Cairn Energy’s chief executive has said costs around the Kraken project will not deter the firm from further investment in the North Sea.
The Scottish oil firm yesterday posted a loss of almost £1billion in its full-year results for 2018, largely due to a protracted legal dispute with the Indian government.
It also booked impairment costs of £125m from the Kraken field, which it lowered production estimates for following a series of outages on the production vessel and weather-related incidents.
Cairn holds a 29.5% stake in the EnQuest-operated field, which has also spelled trouble for vessel-operator Bumi Armada.
Last week the Malaysian firm said it had taken impairment charges of £296.6m last year for delays in getting the FPSO (floating production, storage and offloading vessel) to final acceptance.
Despite this, however, Cairn said it will not be put off from further work in the region as it looks ahead to a campaign of four exploration wells in Norway and the UK this year.
Chief executive Simon Thomson said: “We have a big programme in the North Sea this year and we remain very interested in assessing further development opportunities.
“There are a number of things that we’re working together with EnQuest and Bumi Armada, who have been operating the vessel, to resolve.
“The issues largely relate to the FPSO’s performance and downtime and we believe there are a number of things we can do to address performance issues.”
Cairn Energy lowered its production estimates for the Kraken field east of Shetland by 19%, or 6.8million barrels of oil equivalent, which was later denied by operator Enquest.
Kraken produced 30,300 boe per day last year, according to Cairn, which was below expectations.
The estimate downgrade followed an evaluation of the reservoir performance, however EnQuest quickly responded saying the reserves estimate remains “materially unchanged”.
EnQuest said the two firms use “different technical approaches” to Kraken’s production forecasting, leading to a difference in reserves estimates.
Mr Thomson said the downgrade was “prudent” following work carried out by Cairn on the reservoir and the performance of the FPSO.
He added: “Every oil company has differing reserves and resources calculations
“Everybody will have different views, it doesn’t mean one is right and one is wrong.”
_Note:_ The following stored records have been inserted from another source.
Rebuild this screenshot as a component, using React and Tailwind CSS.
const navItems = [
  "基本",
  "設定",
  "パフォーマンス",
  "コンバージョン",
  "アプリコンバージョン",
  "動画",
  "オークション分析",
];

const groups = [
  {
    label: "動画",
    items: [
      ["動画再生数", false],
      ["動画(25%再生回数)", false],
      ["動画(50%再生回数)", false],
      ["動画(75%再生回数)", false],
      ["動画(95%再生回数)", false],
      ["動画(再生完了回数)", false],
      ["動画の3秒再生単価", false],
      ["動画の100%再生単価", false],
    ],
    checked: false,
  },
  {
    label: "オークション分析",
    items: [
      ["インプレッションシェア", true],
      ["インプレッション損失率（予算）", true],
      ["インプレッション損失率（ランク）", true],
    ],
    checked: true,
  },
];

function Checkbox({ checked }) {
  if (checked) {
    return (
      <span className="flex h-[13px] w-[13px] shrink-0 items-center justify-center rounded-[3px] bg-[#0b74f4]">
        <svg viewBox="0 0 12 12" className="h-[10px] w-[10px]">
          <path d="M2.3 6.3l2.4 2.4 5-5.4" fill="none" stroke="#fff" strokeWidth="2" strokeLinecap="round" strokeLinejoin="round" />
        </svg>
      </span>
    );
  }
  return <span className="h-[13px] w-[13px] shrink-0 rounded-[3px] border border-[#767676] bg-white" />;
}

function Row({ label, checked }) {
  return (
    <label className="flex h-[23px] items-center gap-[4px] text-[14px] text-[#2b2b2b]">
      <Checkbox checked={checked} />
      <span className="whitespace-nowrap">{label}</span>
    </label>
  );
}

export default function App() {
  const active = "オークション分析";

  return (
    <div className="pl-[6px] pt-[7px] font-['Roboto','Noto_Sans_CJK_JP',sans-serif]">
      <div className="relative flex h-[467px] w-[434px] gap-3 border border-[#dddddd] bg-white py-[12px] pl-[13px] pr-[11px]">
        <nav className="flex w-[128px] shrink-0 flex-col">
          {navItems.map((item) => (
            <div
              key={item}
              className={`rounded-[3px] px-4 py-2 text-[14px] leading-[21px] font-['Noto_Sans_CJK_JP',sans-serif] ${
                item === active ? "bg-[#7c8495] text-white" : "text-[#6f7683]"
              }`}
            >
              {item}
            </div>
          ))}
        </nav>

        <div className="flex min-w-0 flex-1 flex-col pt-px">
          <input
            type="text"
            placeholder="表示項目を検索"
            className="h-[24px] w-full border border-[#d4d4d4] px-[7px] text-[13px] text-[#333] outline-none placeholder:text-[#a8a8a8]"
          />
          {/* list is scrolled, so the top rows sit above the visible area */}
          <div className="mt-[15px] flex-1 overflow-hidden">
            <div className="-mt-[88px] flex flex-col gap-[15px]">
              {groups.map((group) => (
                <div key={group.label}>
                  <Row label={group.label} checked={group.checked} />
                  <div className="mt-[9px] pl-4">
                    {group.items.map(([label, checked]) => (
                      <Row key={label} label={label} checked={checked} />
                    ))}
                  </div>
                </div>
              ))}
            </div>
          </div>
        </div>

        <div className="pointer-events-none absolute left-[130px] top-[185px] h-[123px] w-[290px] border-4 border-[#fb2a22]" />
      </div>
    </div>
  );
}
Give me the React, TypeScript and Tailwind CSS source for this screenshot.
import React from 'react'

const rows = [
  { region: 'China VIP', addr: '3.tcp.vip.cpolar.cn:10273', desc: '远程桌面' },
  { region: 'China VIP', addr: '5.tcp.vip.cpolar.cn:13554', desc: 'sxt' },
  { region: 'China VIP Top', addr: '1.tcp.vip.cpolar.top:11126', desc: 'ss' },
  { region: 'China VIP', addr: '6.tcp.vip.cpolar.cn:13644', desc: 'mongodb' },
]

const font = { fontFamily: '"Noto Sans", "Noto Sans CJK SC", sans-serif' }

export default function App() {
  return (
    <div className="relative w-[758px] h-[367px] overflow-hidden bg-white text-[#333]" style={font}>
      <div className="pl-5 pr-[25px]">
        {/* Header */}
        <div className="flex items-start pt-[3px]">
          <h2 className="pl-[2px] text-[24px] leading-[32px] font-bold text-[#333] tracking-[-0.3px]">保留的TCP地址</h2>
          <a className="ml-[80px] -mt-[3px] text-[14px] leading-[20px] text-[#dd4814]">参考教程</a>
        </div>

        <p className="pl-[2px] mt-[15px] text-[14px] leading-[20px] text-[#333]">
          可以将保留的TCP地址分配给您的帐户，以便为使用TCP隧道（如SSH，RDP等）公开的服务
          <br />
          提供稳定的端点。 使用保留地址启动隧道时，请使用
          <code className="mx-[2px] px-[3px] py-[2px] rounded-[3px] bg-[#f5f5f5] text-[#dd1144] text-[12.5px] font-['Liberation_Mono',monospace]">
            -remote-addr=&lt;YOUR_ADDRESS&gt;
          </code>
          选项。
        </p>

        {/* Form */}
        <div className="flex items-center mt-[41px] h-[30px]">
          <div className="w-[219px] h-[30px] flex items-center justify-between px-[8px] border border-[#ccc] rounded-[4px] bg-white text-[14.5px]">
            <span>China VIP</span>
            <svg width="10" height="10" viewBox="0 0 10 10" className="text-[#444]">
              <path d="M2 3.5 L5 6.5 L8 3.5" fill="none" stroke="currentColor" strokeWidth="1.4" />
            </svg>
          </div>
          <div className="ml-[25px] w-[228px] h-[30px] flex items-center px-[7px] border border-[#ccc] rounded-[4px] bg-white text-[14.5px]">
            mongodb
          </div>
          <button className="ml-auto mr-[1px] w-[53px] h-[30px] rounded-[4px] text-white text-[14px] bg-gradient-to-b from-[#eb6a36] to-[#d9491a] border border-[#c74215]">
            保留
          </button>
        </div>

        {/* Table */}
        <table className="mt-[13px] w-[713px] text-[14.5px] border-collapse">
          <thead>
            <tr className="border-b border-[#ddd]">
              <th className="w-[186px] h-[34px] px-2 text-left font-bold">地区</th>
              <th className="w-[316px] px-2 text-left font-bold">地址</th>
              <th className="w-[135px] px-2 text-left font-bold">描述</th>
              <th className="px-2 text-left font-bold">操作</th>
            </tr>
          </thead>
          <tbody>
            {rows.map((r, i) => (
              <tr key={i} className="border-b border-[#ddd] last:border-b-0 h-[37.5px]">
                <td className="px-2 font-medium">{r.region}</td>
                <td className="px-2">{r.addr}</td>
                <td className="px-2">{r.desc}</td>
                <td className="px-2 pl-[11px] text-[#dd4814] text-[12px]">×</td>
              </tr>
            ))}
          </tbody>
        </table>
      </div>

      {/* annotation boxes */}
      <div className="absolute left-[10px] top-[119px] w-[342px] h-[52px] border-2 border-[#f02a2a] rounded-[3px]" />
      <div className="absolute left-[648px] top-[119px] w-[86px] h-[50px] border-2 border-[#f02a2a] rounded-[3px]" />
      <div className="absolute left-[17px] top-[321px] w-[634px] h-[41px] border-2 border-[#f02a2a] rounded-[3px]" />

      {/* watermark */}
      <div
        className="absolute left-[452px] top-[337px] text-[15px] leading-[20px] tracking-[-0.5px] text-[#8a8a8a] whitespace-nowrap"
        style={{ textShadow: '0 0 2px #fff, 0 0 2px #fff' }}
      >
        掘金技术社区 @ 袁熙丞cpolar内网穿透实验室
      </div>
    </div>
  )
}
EnQuest said it did not expect to recognise an impairment charge related to Kraken in its full-year results, published later this month.
First oil was delivered from Kraken in June 2017.
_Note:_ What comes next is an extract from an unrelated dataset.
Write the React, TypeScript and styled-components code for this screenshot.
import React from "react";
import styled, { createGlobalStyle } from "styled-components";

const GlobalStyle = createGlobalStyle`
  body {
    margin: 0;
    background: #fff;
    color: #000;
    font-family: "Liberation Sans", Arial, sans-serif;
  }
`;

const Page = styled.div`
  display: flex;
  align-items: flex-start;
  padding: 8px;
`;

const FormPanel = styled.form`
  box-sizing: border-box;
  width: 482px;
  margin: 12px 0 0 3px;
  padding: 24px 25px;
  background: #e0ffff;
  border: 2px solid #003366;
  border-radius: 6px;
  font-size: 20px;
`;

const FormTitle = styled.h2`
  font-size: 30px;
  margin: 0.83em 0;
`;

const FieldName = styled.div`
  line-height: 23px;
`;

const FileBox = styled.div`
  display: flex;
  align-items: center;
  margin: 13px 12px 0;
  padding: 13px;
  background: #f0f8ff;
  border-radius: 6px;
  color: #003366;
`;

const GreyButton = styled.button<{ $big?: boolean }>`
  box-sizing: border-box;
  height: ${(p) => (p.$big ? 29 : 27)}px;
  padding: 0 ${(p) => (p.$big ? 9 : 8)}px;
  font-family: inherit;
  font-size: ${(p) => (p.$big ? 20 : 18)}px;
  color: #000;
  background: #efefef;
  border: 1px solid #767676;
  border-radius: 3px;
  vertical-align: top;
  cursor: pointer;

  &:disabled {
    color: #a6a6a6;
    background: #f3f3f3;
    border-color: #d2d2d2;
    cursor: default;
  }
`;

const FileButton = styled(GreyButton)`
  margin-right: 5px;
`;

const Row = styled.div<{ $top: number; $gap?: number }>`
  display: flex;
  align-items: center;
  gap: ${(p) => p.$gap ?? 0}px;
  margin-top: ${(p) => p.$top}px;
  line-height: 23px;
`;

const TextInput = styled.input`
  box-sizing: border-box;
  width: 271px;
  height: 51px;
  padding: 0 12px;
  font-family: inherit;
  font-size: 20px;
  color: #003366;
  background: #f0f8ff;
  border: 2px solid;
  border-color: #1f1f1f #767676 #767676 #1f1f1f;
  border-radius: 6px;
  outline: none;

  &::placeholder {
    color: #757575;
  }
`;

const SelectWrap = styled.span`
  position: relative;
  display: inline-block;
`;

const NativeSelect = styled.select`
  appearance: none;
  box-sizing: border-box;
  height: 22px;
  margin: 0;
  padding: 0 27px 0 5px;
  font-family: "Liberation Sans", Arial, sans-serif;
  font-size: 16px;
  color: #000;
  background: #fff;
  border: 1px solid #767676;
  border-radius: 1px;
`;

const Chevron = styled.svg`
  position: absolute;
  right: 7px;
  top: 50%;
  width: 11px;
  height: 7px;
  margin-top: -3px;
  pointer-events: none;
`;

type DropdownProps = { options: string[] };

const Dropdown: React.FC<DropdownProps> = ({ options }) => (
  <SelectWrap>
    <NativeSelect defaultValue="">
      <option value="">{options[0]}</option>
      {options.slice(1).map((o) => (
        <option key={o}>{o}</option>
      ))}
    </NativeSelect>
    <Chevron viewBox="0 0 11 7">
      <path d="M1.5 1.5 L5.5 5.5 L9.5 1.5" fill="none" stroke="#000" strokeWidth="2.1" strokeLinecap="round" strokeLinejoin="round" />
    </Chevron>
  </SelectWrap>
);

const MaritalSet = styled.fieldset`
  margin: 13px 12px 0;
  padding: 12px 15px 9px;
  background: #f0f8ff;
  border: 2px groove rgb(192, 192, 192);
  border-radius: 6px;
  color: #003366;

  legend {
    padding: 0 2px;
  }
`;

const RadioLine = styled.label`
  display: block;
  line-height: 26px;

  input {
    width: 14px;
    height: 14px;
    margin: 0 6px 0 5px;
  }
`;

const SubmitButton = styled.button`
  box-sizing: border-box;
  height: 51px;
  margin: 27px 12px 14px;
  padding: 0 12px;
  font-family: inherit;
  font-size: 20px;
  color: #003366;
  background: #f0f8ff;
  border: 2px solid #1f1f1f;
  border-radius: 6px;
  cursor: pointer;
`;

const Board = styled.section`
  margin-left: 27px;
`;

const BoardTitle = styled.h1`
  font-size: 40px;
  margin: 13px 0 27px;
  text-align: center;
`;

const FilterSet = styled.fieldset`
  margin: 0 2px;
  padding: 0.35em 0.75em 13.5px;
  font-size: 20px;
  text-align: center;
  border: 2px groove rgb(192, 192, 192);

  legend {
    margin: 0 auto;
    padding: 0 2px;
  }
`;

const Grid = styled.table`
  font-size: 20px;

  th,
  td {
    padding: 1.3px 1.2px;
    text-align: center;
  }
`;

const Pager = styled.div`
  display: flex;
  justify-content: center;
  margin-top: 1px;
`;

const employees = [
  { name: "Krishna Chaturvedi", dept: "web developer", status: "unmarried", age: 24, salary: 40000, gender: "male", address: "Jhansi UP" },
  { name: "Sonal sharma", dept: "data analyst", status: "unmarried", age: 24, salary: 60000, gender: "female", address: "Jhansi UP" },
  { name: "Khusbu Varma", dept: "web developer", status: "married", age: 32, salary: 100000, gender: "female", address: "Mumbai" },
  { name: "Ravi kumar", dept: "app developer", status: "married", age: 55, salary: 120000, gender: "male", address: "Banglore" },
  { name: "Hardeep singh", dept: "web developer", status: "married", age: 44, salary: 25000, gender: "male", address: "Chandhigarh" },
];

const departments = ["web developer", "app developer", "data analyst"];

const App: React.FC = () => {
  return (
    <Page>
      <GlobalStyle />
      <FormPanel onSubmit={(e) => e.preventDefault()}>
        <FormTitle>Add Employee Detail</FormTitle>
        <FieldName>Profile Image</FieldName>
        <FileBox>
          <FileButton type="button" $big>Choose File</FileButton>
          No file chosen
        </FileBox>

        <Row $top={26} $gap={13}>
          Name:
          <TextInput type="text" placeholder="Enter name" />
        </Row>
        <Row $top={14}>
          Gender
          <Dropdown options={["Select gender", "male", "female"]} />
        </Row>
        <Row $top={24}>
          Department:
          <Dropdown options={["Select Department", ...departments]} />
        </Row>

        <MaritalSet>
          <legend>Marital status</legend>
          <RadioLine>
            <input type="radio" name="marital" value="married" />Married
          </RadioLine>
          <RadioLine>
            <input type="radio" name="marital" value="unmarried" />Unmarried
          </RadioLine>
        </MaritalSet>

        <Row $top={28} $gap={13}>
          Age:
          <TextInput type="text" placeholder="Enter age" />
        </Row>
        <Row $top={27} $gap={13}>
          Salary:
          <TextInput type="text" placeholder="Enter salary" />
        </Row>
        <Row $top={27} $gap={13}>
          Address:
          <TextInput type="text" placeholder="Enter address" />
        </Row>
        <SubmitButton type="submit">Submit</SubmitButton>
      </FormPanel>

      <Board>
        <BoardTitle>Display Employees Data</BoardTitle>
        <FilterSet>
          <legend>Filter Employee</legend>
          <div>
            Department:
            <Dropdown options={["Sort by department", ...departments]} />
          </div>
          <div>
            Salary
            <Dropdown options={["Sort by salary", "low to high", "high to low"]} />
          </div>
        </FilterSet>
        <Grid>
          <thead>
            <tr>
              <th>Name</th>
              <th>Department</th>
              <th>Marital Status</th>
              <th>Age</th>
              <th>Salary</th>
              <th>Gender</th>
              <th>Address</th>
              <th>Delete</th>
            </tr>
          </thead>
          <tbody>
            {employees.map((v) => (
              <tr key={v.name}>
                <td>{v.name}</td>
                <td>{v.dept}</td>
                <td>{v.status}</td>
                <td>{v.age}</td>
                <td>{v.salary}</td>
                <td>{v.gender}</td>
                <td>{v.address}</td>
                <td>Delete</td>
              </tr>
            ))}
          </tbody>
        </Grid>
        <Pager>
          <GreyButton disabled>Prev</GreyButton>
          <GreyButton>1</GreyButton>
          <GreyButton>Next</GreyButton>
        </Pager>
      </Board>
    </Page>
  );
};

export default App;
INDIA DISPUTE AND EXPLORATION CAMPAIGN
Lower than expected production from Kraken was contradicted by strong performance from the Premier Oil-operated Catcher field, according to Mr Thomson, which Cairn holds a 20% stake in.
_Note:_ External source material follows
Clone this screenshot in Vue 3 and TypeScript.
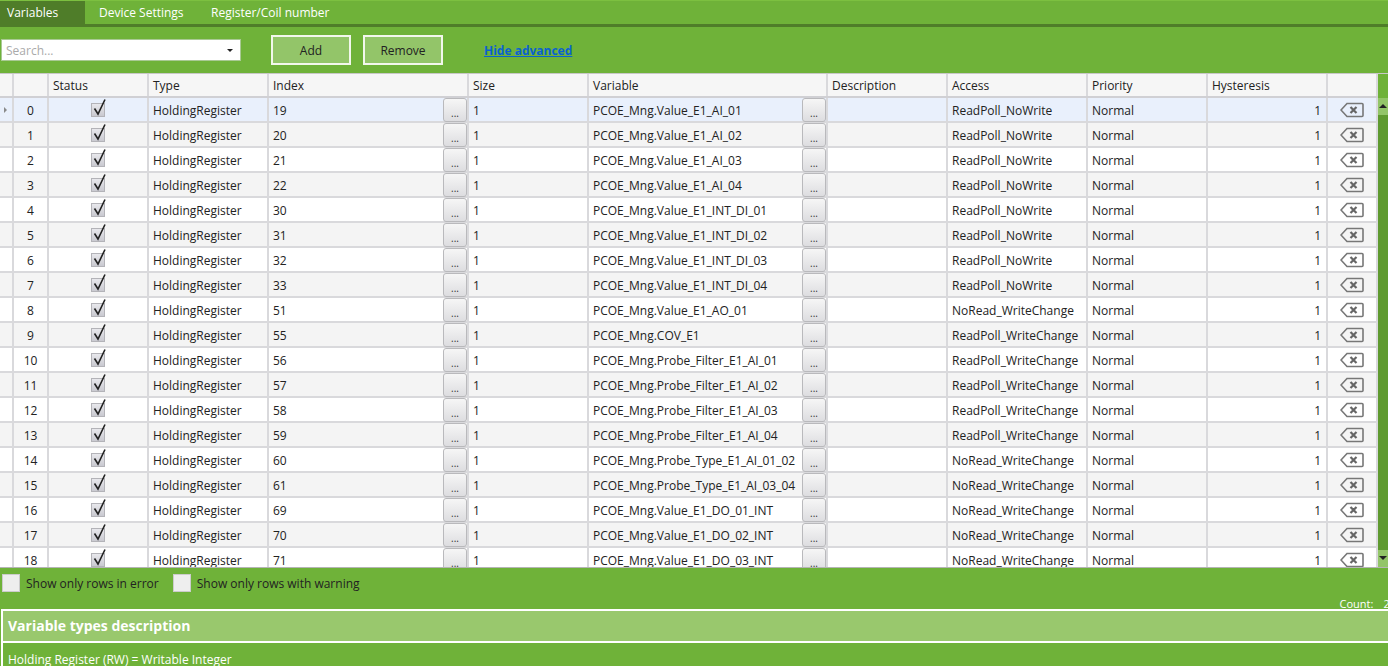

Last week Premier said record production from the Catcher FPSO of 66,000 barrels of oil per day in the fourth quarter helped it post its first set of profitable results since 2013.
Cairn said its stake in the project had helped provide cash to fund an exploration campaign in 2019 in the UK, Norway and Mexico targeting a billion barrels of oil equivalent.
Pre-tax losses were £955million in 2018, compared to a surplus of £205m the previous year, but revenues climbed to £310m from £25m.
Cairn’s deficit was largely due to a write down of its investments in India, where it is embroiled in a tax dispute.
The firm said the Indian government was trying to retrospectively apply tax legislation introduced in 2012 to transactions made by the firm six years earlier.
Cairn is seeking £1billion in compensation, and earlier this week said an award would not be delivered before late 2019.
Mr Thomson said that does not change their position.
He added: “We have been seeking guidance form the arbitrary panel on the timing of the award. We have had to take a view that given their workload on the award that it won’t be until late 2019.
“I would reiterate one key point that this in no way changes our confidence in the outcome. We remain very confident of our position in this.”